Exercise brief: Nothing outside the range is to be copied. From the entries below, reproduce exactly the lines starting at the one with "Convert this screenshot" and ending at the one with "pt-[3px] text-[12px] font-medium", without pictures.

## BEGIN Input rows

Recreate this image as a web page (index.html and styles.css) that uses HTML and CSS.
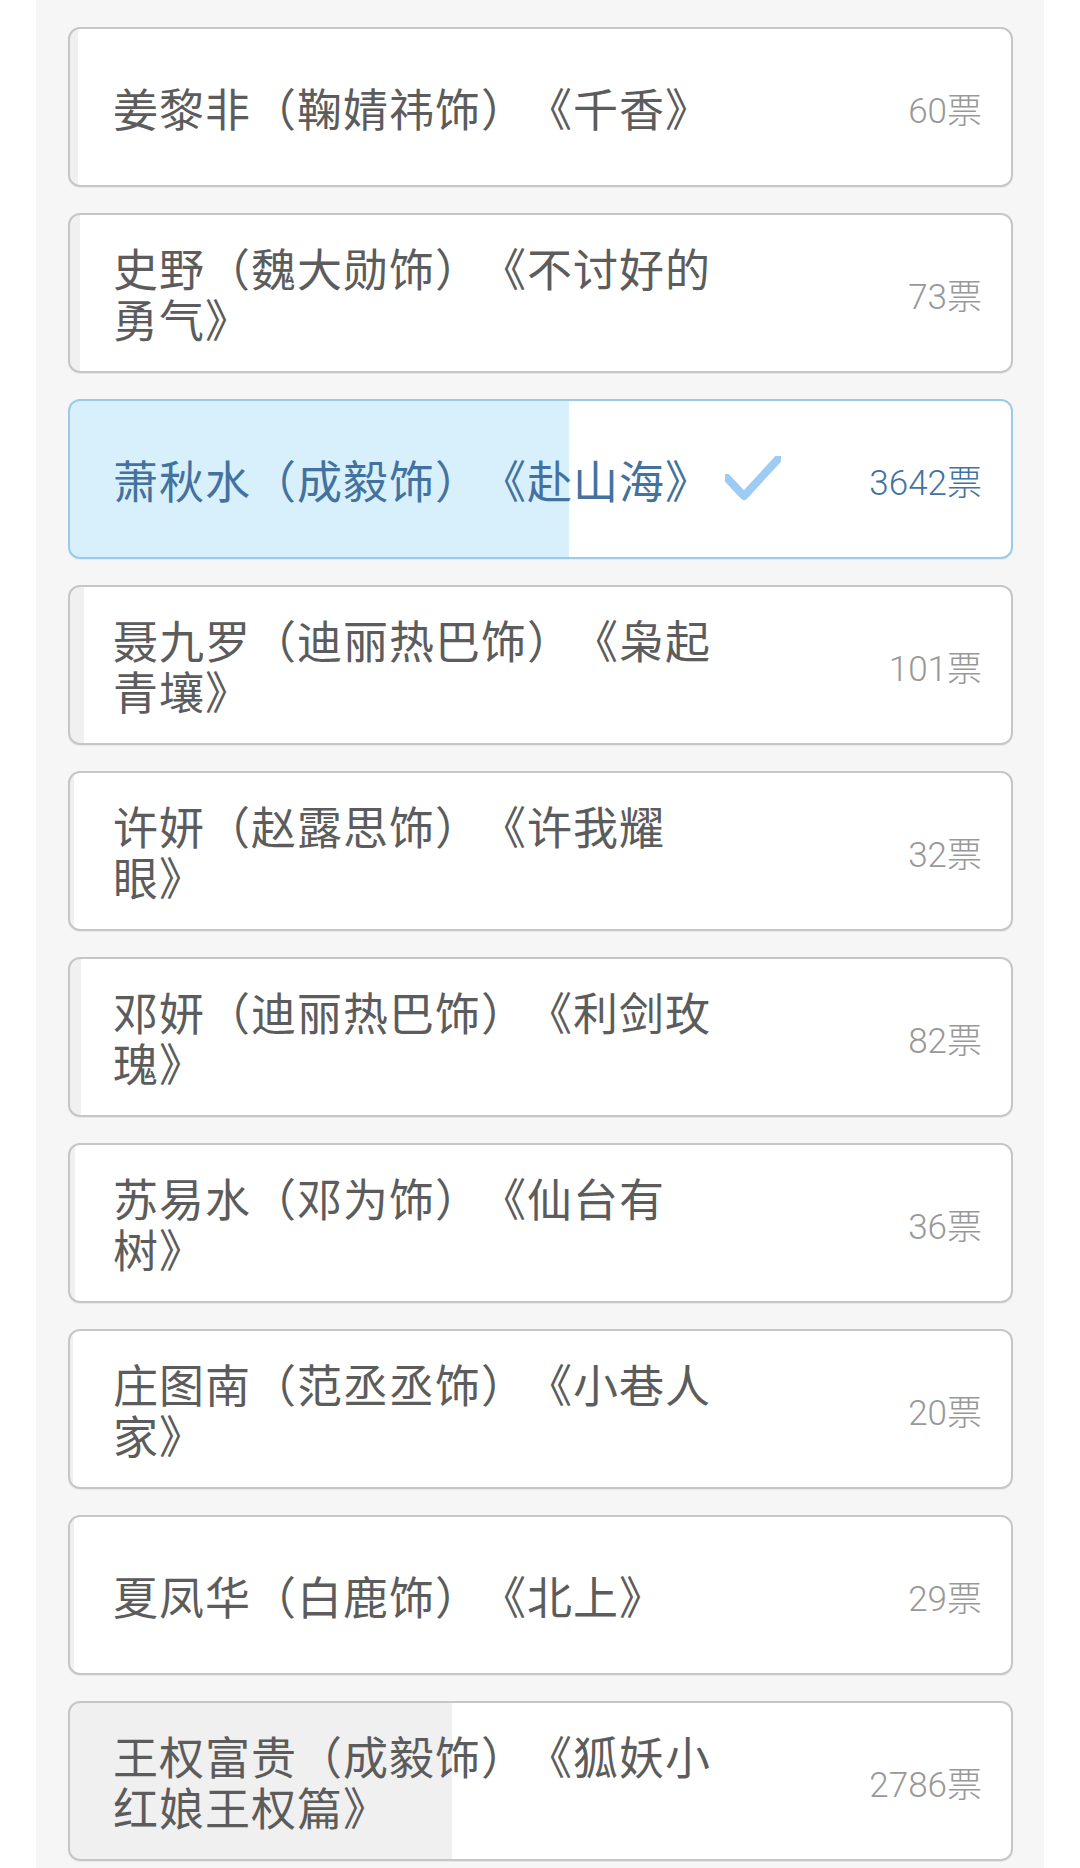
FILE: index.html
```html
<!DOCTYPE html>
<html>
<head>
  <meta charset="UTF-8">
  <meta name="viewport" content="width=device-width, initial-scale=1.0">
  <title>投票</title>
  <link rel="stylesheet" href="styles.css">
</head>
<body>
  <div class="panel">
    <div class="option" style="--pct:0.87%">
      <div class="name">姜黎非（鞠婧祎饰）《千香》</div>
      <div class="count">60票</div>
    </div>
    <div class="option" style="--pct:1.06%">
      <div class="name">史野（魏大勋饰）《不讨好的<br>勇气》</div>
      <div class="count">73票</div>
    </div>
    <div class="option picked" style="--pct:53.08%">
      <div class="name">萧秋水（成毅饰）《赴山海》<svg class="check" width="56" height="46" viewBox="0 0 56 46"><path d="M2 22 L19 40 L54 2" fill="none" stroke="#9ccbf3" stroke-width="8" stroke-linecap="round" stroke-linejoin="round"/></svg></div>
      <div class="count">3642票</div>
    </div>
    <div class="option" style="--pct:1.47%">
      <div class="name">聂九罗（迪丽热巴饰）《枭起<br>青壤》</div>
      <div class="count">101票</div>
    </div>
    <div class="option" style="--pct:0.47%">
      <div class="name">许妍（赵露思饰）《许我耀<br>眼》</div>
      <div class="count">32票</div>
    </div>
    <div class="option" style="--pct:1.2%">
      <div class="name">邓妍（迪丽热巴饰）《利剑玫<br>瑰》</div>
      <div class="count">82票</div>
    </div>
    <div class="option" style="--pct:0.52%">
      <div class="name">苏易水（邓为饰）《仙台有<br>树》</div>
      <div class="count">36票</div>
    </div>
    <div class="option" style="--pct:0.29%">
      <div class="name">庄图南（范丞丞饰）《小巷人<br>家》</div>
      <div class="count">20票</div>
    </div>
    <div class="option" style="--pct:0.42%">
      <div class="name">夏凤华（白鹿饰）《北上》</div>
      <div class="count">29票</div>
    </div>
    <div class="option" style="--pct:40.6%">
      <div class="name">王权富贵（成毅饰）《狐妖小<br>红娘王权篇》</div>
      <div class="count">2786票</div>
    </div>
  </div>
</body>
</html>
```

FILE: styles.css
```css
body {
  margin: 0;
  background-color: #fff;
  font-family: "Noto Sans CJK SC", "Noto Sans", sans-serif;
}
.panel {
  margin: 0 36px;
  min-height: 1868px;
  box-sizing: border-box;
  background-color: #f6f6f6;
  padding: 27px 31px 0 32px;
  display: flex;
  flex-direction: column;
  gap: 26px;
}
.option {
  height: 160px;
  box-sizing: border-box;
  border: 2px solid #c6c6c6;
  border-radius: 12px;
  box-shadow: 0 1px 1px rgba(0, 0, 0, 0.06);
  background: linear-gradient(to right, #f0f0f0 var(--pct), #fff var(--pct));
  display: flex;
  align-items: center;
  padding: 0 29px 0 43px;
}
.name {
  width: 720px;
  font-size: 45px;
  letter-spacing: 1px;
  line-height: 51px;
  color: #5c5c5c;
  text-spacing-trim: space-all;
  display: flex;
  align-items: center;
}
.count {
  margin-left: auto;
  font-family: Roboto, "Noto Sans CJK SC", sans-serif;
  font-weight: 300;
  font-size: 35px;
  color: #989898;
}
.picked {
  border-color: #9ccbe9;
  background: linear-gradient(to right, #d7f0fc var(--pct), #fff var(--pct));
}
.picked .name,
.picked .count {
  color: #44729f;
}
.check {
  margin-left: 14px;
  flex-shrink: 0;
}
```
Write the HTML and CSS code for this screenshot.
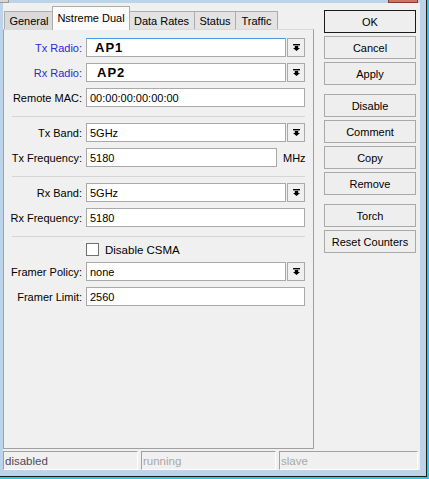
FILE: index.html
```html
<!DOCTYPE html>
<html>
<head>
<meta charset="utf-8">
<link rel="stylesheet" href="styles.css">
</head>
<body>
<div class="frame">
  <div class="strip"><span class="parent-box"></span><span class="close-btn"></span></div>
  <div class="dialog">
    <div class="main">
      <div class="tabs-col">
        <div class="tabstrip">
          <div class="tab t-general">General</div>
          <div class="tab active t-nstreme">Nstreme Dual</div>
          <div class="tab t-rates">Data Rates</div>
          <div class="tab t-status">Status</div>
          <div class="tab t-traffic">Traffic</div>
        </div>
        <div class="panel">
          <div class="row">
            <label class="lbl blue">Tx Radio:</label>
            <div class="field">
              <div class="input focus"><span class="big">AP1</span></div>
              <span class="drop"><svg width="7" height="7" viewBox="0 0 7 7"><rect x="0" y="0" width="7" height="1.4"/><path d="M1.8 2h3.4v2h1.8L3.5 7 0 4h1.8z"/></svg></span>
            </div>
          </div>
          <div class="row">
            <label class="lbl blue">Rx Radio:</label>
            <div class="field">
              <div class="input"><span class="big big2">AP2</span></div>
              <span class="drop"><svg width="7" height="7" viewBox="0 0 7 7"><rect x="0" y="0" width="7" height="1.4"/><path d="M1.8 2h3.4v2h1.8L3.5 7 0 4h1.8z"/></svg></span>
            </div>
          </div>
          <div class="row">
            <label class="lbl">Remote MAC:</label>
            <div class="field"><div class="input">00:00:00:00:00:00</div></div>
          </div>
          <div class="sep"></div>
          <div class="row">
            <label class="lbl">Tx Band:</label>
            <div class="field">
              <div class="input">5GHz</div>
              <span class="drop"><svg width="7" height="7" viewBox="0 0 7 7"><rect x="0" y="0" width="7" height="1.4"/><path d="M1.8 2h3.4v2h1.8L3.5 7 0 4h1.8z"/></svg></span>
            </div>
          </div>
          <div class="row">
            <label class="lbl">Tx Frequency:</label>
            <div class="field">
              <div class="input freq">5180</div>
              <span class="unit">MHz</span>
            </div>
          </div>
          <div class="sep"></div>
          <div class="row">
            <label class="lbl">Rx Band:</label>
            <div class="field">
              <div class="input">5GHz</div>
              <span class="drop"><svg width="7" height="7" viewBox="0 0 7 7"><rect x="0" y="0" width="7" height="1.4"/><path d="M1.8 2h3.4v2h1.8L3.5 7 0 4h1.8z"/></svg></span>
            </div>
          </div>
          <div class="row">
            <label class="lbl">Rx Frequency:</label>
            <div class="field"><div class="input">5180</div></div>
          </div>
          <div class="sep"></div>
          <div class="row check-row">
            <span></span>
            <div class="field"><span class="checkbox"></span><span class="check-label">Disable CSMA</span></div>
          </div>
          <div class="row">
            <label class="lbl">Framer Policy:</label>
            <div class="field">
              <div class="input">none</div>
              <span class="drop"><svg width="7" height="7" viewBox="0 0 7 7"><rect x="0" y="0" width="7" height="1.4"/><path d="M1.8 2h3.4v2h1.8L3.5 7 0 4h1.8z"/></svg></span>
            </div>
          </div>
          <div class="row">
            <label class="lbl">Framer Limit:</label>
            <div class="field"><div class="input">2560</div></div>
          </div>
        </div>
      </div>
      <div class="buttons">
        <div class="btn default">OK</div>
        <div class="btn">Cancel</div>
        <div class="btn">Apply</div>
        <div class="btn gap">Disable</div>
        <div class="btn">Comment</div>
        <div class="btn">Copy</div>
        <div class="btn">Remove</div>
        <div class="btn gap">Torch</div>
        <div class="btn">Reset Counters</div>
      </div>
    </div>
    <div class="statusbar">
      <div class="sbox s1">disabled</div>
      <div class="sbox s2 dim">running</div>
      <div class="sbox s3 dim">slave</div>
    </div>
  </div>
</div>
</body>
</html>
```

FILE: styles.css
```css
html, body {
  margin: 0;
  padding: 0;
  background: #bcd3ea;
}
body {
  font-family: "Liberation Sans", Arial, sans-serif;
  font-size: 11px;
  color: #000;
}
.frame {
  width: 429px;
  height: 479px;
  box-sizing: border-box;
  background: #bcd3ea;
  border-right: 2px solid #35c6e6;
  border-bottom: 2px solid #35c6e6;
  box-shadow: inset -1px -1px 0 #1c1c1c;
  display: flex;
  flex-direction: column;
}
.strip {
  height: 3px;
  display: flex;
  flex: none;
}
.parent-box {
  width: 9px;
  background: #d6d6d6;
  border-right: 1px solid #9a9a9a;
  border-bottom: 1px solid #9a9a9a;
  box-sizing: border-box;
}
.close-btn {
  margin-left: auto;
  margin-right: 9px;
  width: 30px;
  box-sizing: border-box;
  background: #cf7465;
  border: 1px solid #8a3a30;
  border-top: none;
}
.dialog {
  margin-left: 3px;
  width: 417px;
  height: 467px;
  background: #f0f0f0;
  display: flex;
  flex-direction: column;
  flex: none;
}
.main {
  flex: 1;
  display: flex;
  min-height: 0;
}
.tabs-col {
  width: 311px;
  display: flex;
  flex-direction: column;
}
.tabstrip {
  height: 26px;
  display: flex;
  align-items: flex-end;
  padding-left: 1px;
  flex: none;
}
.tab {
  height: 18px;
  box-sizing: border-box;
  border: 1px solid #acacac;
  border-bottom: none;
  background: #e3e3e3;
  display: flex;
  align-items: center;
  justify-content: center;
  margin-left: -1px;
  padding-top: 1px;
}
.t-general { width: 50px; margin-left: 0; background: #dadada; }
.t-nstreme { width: 78px; }
.t-rates { width: 67px; }
.t-status { width: 42px; }
.t-traffic { width: 43px; }
.tab.active {
  height: 24px;
  margin-bottom: -1px;
  background: #fbfbfb;
  position: relative;
  z-index: 1;
  margin-left: -2px;
  margin-right: -1px;
  padding-top: 0;
  padding-bottom: 2px;
}
.panel {
  flex: 1;
  box-sizing: border-box;
  border: 1px solid #a0a0a0;
  border-top-color: #d9d9d9;
  padding: 8px 8px 0 0;
  display: flex;
  flex-direction: column;
  gap: 6px;
}
.row {
  display: grid;
  grid-template-columns: 78px 1fr;
  column-gap: 4px;
  align-items: center;
  height: 19px;
}
.lbl {
  text-align: right;
  white-space: nowrap;
}
.lbl.blue { color: #2a2ad6; }
.field {
  display: flex;
  align-items: center;
  gap: 1px;
  height: 19px;
}
.input {
  flex: 1;
  height: 19px;
  box-sizing: border-box;
  background: #fff;
  border: 1px solid #a9a9a9;
  padding-left: 3px;
  display: flex;
  align-items: center;
  white-space: nowrap;
}
.input.focus { border-top-color: #4a9ae0; }
.input.freq { flex: none; width: 191px; }
.unit { margin-left: 5px; }
.big {
  font-weight: bold;
  font-size: 13px;
  letter-spacing: 1px;
  padding-left: 5px;
}
.big2 { padding-left: 7px; }
.drop {
  width: 18px;
  height: 19px;
  box-sizing: border-box;
  border: 1px solid #a9a9a9;
  background: #f0f0f0;
  display: flex;
  align-items: center;
  justify-content: center;
}
.drop svg { fill: #000; display: block; }
.sep {
  border-top: 1px solid #d5d5d5;
  margin: 3px 0 0 8px;
  height: 0;
}
.check-row { height: 13px; }
.check-row .field { height: 13px; }
.checkbox {
  width: 13px;
  height: 13px;
  box-sizing: border-box;
  background: #fff;
  border: 1px solid #707070;
  flex: none;
}
.check-label { margin-left: 5px; font-size: 11.5px; }
.buttons {
  margin-left: 10px;
  margin-top: 7px;
  width: 92px;
  display: flex;
  flex-direction: column;
  gap: 3px;
}
.btn {
  height: 23px;
  box-sizing: border-box;
  border: 1px solid #a9a9a9;
  background: #eeeeee;
  display: flex;
  align-items: center;
  justify-content: center;
  white-space: nowrap;
}
.btn.default { border-color: #1a1a1a; }
.btn.gap { margin-top: 6px; }
.statusbar {
  margin-top: 2px;
  height: 19px;
  display: flex;
  gap: 3px;
  flex: none;
  padding-right: 2px;
}
.sbox {
  box-sizing: border-box;
  height: 19px;
  border-top: 1px solid #a0a0a0;
  border-left: 1px solid #a0a0a0;
  border-right: 1px solid #fff;
  border-bottom: 1px solid #fff;
  display: flex;
  align-items: center;
  padding-left: 1px;
  color: #4b4b5a;
  font-size: 11.5px;
}
.s1, .s2 { width: 135px; }
.s3 { flex: 1; }
.sbox.dim { color: #a8a8a8; }
```
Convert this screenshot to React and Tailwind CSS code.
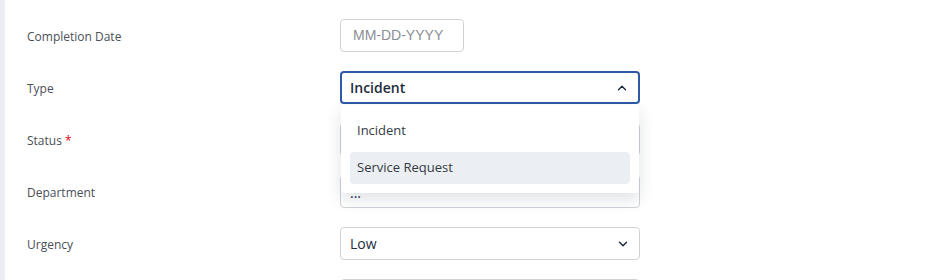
import { ChevronDown, ChevronUp } from "lucide-react";

const labelCls = "w-[313px] pt-[3px] text-[12px] font-medium text-[#4a4f57]";

function Row({ label, required, children }) {
    return (
        <div className="flex items-center h-[33px]">
            <div className={labelCls}>
                {label}
                {required && <span className="text-red-600"> *</span>}
            </div>
            {children}
        </div>
    );
}

function SelectBox({ value, open, bold }) {
    return (
        <div
            className={`relative flex items-center justify-between w-[300px] h-[33px] rounded-[4px] bg-white px-[9px] ${
                open ? "border-2 border-[#2c5aa8] pl-[8px]" : "border border-[#cfd3d8]"
            }`}
        >
            <span
                className={`text-[14px] text-[#1e2b3c] ${bold ? "font-semibold" : ""}`}
            >
                {value}
            </span>
            {open ? (
                <ChevronUp size={14} strokeWidth={2.5} className="text-[#1e2b3c]" />
            ) : (
                <ChevronDown size={14} strokeWidth={2.5} className="text-[#1e2b3c]" />
            )}
        </div>
    );
}

export default function App() {
    return (
        <div
            className="flex h-[280px] w-[948px] overflow-hidden bg-white"
            style={{ fontFamily: '"Open Sans", "Noto Sans", sans-serif' }}
        >
            <div className="w-[5px] bg-[#eceef4]" />
            <div className="relative flex-1 pl-[22px] pt-[19px] flex flex-col gap-[19px]">
                <Row label="Completion Date">
                    <div className="flex items-center w-[124px] h-[33px] rounded-[4px] border border-[#cfd3d8] px-[12px]">
                        <span
                            className="text-[14px] text-[#8a8f96]"
                            style={{ fontFamily: '"Liberation Sans", Arial, sans-serif' }}
                        >
                            MM-DD-YYYY
                        </span>
                    </div>
                </Row>
                <Row label="Type">
                    <div className="relative">
                        <SelectBox value="Incident" open bold />
                        <div className="absolute left-[1px] top-[34px] z-10 w-[298px] rounded-[4px] bg-white px-[9px] pt-[10px] pb-[9px] flex flex-col gap-[5px] shadow-[0_6px_16px_rgba(30,40,60,0.14)]">
                            <div className="flex items-center h-[32px] px-[7px] text-[13px] text-[#333a44]">
                                Incident
                            </div>
                            <div className="flex items-center h-[32px] px-[7px] rounded-[4px] bg-[#ebeef2] text-[13px] text-[#333a44]">
                                Service Request
                            </div>
                        </div>
                    </div>
                </Row>
                <Row label="Status" required>
                    <SelectBox value="" />
                </Row>
                <Row label="Department">
                    <div className="flex items-center w-[300px] h-[33px] rounded-[4px] border border-[#cfd3d8] px-[9px]">
                        <span className="text-[14px] text-[#1e2b3c] pt-[1px]">...</span>
                    </div>
                </Row>
                <Row label="Urgency">
                    <SelectBox value="Low" />
                </Row>
                <Row label="">
                    <SelectBox value="" />
                </Row>
            </div>
        </div>
    );
}
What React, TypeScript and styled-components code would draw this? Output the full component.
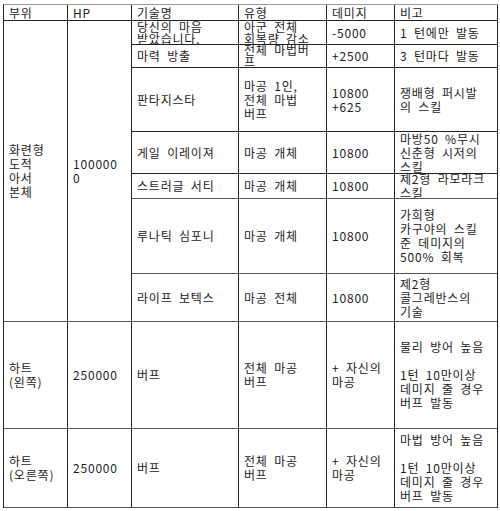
import React from 'react'
import styled, { createGlobalStyle } from 'styled-components'

const GlobalStyle = createGlobalStyle`
  html, body {
    margin: 0;
    padding: 0;
    background: #ffffff;
  }
  body {
    padding: 4px 0 0 3px;
  }
`

const Table = styled.div`
  display: grid;
  grid-template-columns: 64px 64px 107px 88px 68px 103px;
  grid-template-rows: 16px 24px 23px 64px 42px 25px 75px 48px 107px 79px;
  width: max-content;
  border-top: 1px solid #9a9a9a;
  border-left: 1px solid #222222;
  font-family: "Noto Sans CJK KR", "Noto Sans", sans-serif;
  font-size: 12px;
  line-height: 14px;
  letter-spacing: 0.8px;
  word-spacing: 3px;
  color: #1c1c1c;
`

const Cell = styled.div<{ $span?: number; $line?: string; $tight?: boolean }>`
  box-sizing: border-box;
  display: flex;
  align-items: center;
  padding: 0 4px 0 5px;
  overflow: hidden;
  white-space: nowrap;
  line-height: ${(p) => (p.$tight ? '12px' : '14px')};
  border-right: 1px solid #222222;
  border-bottom: 1px solid ${(p) => p.$line || '#222222'};
  grid-row: ${(p) => (p.$span ? `span ${p.$span}` : 'auto')};
`

const HeadCell = styled(Cell)`
  align-items: flex-start;
  padding-top: 1px;
`

const Lines = styled.div`
  display: flex;
  flex-direction: column;
`

type Skill = {
  name: string[]
  kind: string[]
  damage: string[]
  note: string[]
  line?: string
  tight?: boolean
}

const skills: Skill[] = [
  { name: ['당신의 마음', '받았습니다.'], kind: ['아군 전체', '회복량 감소'], damage: ['-5000'], note: ['1 턴에만 발동'], tight: true },
  { name: ['마력 방출'], kind: ['전체 마법버', '프'], damage: ['+2500'], note: ['3 턴마다 발동'], tight: true },
  { name: ['판타지스타'], kind: ['마공 1인,', '전체 마법', '버프'], damage: ['10800', '+625'], note: ['쟁배형 퍼시발', '의 스킬'] },
  { name: ['게일 이레이져'], kind: ['마공 개체'], damage: ['10800'], note: ['마방50 %무시', '신춘형 시저의', '스킬'] },
  { name: ['스트러글 서티'], kind: ['마공 개체'], damage: ['10800'], note: ['제2형 라모라크', '스킬'], line: '#555' },
  { name: ['루나틱 심포니'], kind: ['마공 개체'], damage: ['10800'], note: ['가희형', '카구야의 스킬', '준 데미지의', '500% 회복'], line: '#555' },
  { name: ['라이프 보텍스'], kind: ['마공 전체'], damage: ['10800'], note: ['제2형', '콜그레반스의', '기술'], line: '#555' },
]

const hearts = [
  { part: ['하트', '(왼쪽)'], guard: '물리 방어 높음' },
  { part: ['하트', '(오른쪽)'], guard: '마법 방어 높음' },
]

const Text = ({ lines }: { lines: string[] }) => (
  <Lines>
    {lines.map((l, i) => (
      <span key={i}>{l === '' ? '\u00a0' : l}</span>
    ))}
  </Lines>
)

const App = () => {
  return (
    <>
      <GlobalStyle />
      <Table>
        {['부위', 'HP', '기술명', '유형', '데미지', '비고'].map((h) => (
          <HeadCell key={h}>{h}</HeadCell>
        ))}

        <Cell $span={7} $line="#555">
          <Text lines={['화련형', '도적', '아서', '본체']} />
        </Cell>
        <Cell $span={7} $line="#555">
          <Text lines={['100000', '0']} />
        </Cell>

        {skills.map((s, i) => (
          <React.Fragment key={i}>
            <Cell $line={s.line} $tight={s.tight}>
              <Text lines={s.name} />
            </Cell>
            <Cell $line={s.line} $tight={s.tight}>
              <Text lines={s.kind} />
            </Cell>
            <Cell $line={s.line} $tight={s.tight}>
              <Text lines={s.damage} />
            </Cell>
            <Cell $line={s.line} $tight={s.tight}>
              <Text lines={s.note} />
            </Cell>
          </React.Fragment>
        ))}

        {hearts.map((h, i) => (
          <React.Fragment key={i}>
            <Cell $line="#555">
              <Text lines={h.part} />
            </Cell>
            <Cell $line="#555">250000</Cell>
            <Cell $line="#555">버프</Cell>
            <Cell $line="#555">
              <Text lines={['전체 마공', '버프']} />
            </Cell>
            <Cell $line="#555">
              <Text lines={['+ 자신의', '마공']} />
            </Cell>
            <Cell $line="#555">
              <Text lines={[h.guard, '', '1턴 10만이상', '데미지 줄 경우', '버프 발동']} />
            </Cell>
          </React.Fragment>
        ))}
      </Table>
    </>
  )
}

export default App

## END Input rows

Complete answer:
Convert this screenshot to React and Tailwind CSS code.
import { ChevronDown, ChevronUp } from "lucide-react";

const labelCls = "w-[313px] pt-[3px] text-[12px] font-medium text-[#4a4f57]";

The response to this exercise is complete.